Look at products individually
Apply different prices and margins according to the demand for each. That means looking at everything item by item, colour by colour, size by size. If you sell shirts and find that white ones sell best, you can probably increase the price of these, regardless of the fact that they cost the same as the others to source. Don’t be nervous if some of your prices and margins increase significantly – if the market will bear it, charge it.
Add value
Adding value must be done from the customer’s point of view – it must solve a problem for them. From the customer’s point of view, value is the benefit of the product less its cost. Note that the most value is not all tied up in price.

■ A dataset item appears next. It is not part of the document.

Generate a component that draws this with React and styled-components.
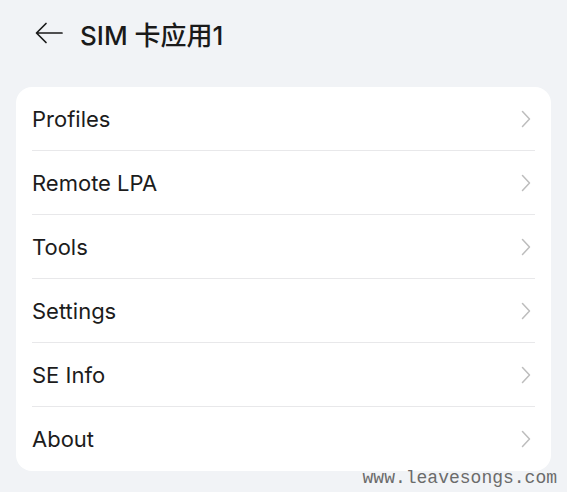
import React from "react";
import styled, { createGlobalStyle } from "styled-components";

const Global = createGlobalStyle`
  html, body { margin: 0; padding: 0; background: #f1f3f6; }
  body { font-family: Inter, "Noto Sans CJK SC", sans-serif; }
`;

const Page = styled.div`
  position: relative;
  width: 567px;
  height: 492px;
  background: #f1f3f6;
  box-sizing: border-box;
  padding: 0 16px;
  overflow: hidden;
`;

const Header = styled.div`
  display: flex;
  align-items: center;
  height: 66px;
  padding-left: 19px;
  gap: 17px;
  margin-bottom: 21px;
`;

const Title = styled.h1`
  margin: 0;
  font-size: 26px;
  font-weight: 500;
  color: #1a1a1a;
  font-family: Inter, "Noto Sans CJK SC", sans-serif;
`;

const Card = styled.div`
  background: #fff;
  border-radius: 16px;
  padding: 0 16px;
`;

const Row = styled.div`
  display: flex;
  align-items: center;
  justify-content: space-between;
  height: 64px;
  box-sizing: border-box;
  border-bottom: ${(p) => (p.$last ? "none" : "1px solid #e8e8ea")};
`;

const Label = styled.span`
  font-size: 22px;
  color: #1c1c1c;
  line-height: 1;
`;

const Chevron = styled.svg`
  width: 10px;
  height: 18px;
  margin-right: 4px;
`;

const Watermark = styled.div`
  position: absolute;
  right: 10px;
  top: 468px;
  font-family: "Liberation Mono", monospace;
  font-size: 18px;
  color: #6b6b6b;
`;

const items = ["Profiles", "Remote LPA", "Tools", "Settings", "SE Info", "About"];

export default function App() {
  return (
    <Page>
      <Global />
      <Header>
        <svg width="28" height="22" viewBox="0 0 28 22" fill="none" stroke="#1a1a1a" strokeWidth="1.7" strokeLinecap="round" strokeLinejoin="round">
          <path d="M27 11H2M11 1.5L1.5 11L11 20.5" />
        </svg>
        <Title>SIM 卡应用1</Title>
      </Header>
      <Card>
        {items.map((t, i) => (
          <Row key={t} $last={i === items.length - 1}>
            <Label>{t}</Label>
            <Chevron viewBox="0 0 10 18" fill="none" stroke="#bdbdbd" strokeWidth="1.5" strokeLinecap="round" strokeLinejoin="round">
              <path d="M1.5 1.5L8.5 9L1.5 16.5" />
            </Chevron>
          </Row>
        ))}
      </Card>
      <Watermark>www.leavesongs.com</Watermark>
    </Page>
  );
}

If you sell to retail outlets, you might be able to reduce your customers’ costs with better availability, better packaging, a product that stacks better on shelves. This means working with your customers, finding out exactly how they operate and how they use your product. Taking costs out of your customers’ business adds value and allows you to charge higher prices.
Build a brand
Have you noticed how a basic black T-shirt might be $20 in one shop but $50 in another? How can this be? One shop has built a brand making its products desirable and valuable while the other is simply selling a commodity. Those with marketing and sales strategies can build a brand where price is less important.
Beware of discounting
The discounting policies of some businesses seem designed to give away margin without doing anything to promote extra sales. Blanket discounts (e.g. 10 per cent off everything) often fit into this category. Discounting, like all pricing, should be done item by item, with some discounted heavily and others not at all. Keep a firm goal in mind – either the promotion of more sales or clearing dead stock.
Make price setting a central part of your business strategy, always aiming to achieve higher margins. All of your marketing and sales planning should centre on better prices and higher profitability rather than simply increasing sales.
The price of pens
A woman owned a shop that sold, among other things, pens. A box of a new model came in and they were priced and displayed by an assistant using the standard mark-up. However, the assistant misread the invoice, marking up on what was supposed to be the final retail price rather than the wholesale price, and the pens went out for sale at $1.99.
About six weeks later the sales rep from the pen company turned up and was amazed to see the pens displayed and selling at $l.99 instead of the usual 99 cents. They had been selling at double their usual price and they had been selling, too – just as well as if they had been priced at 99 cents. Clearly the price that the market would bear for these pens was at least double their normal price.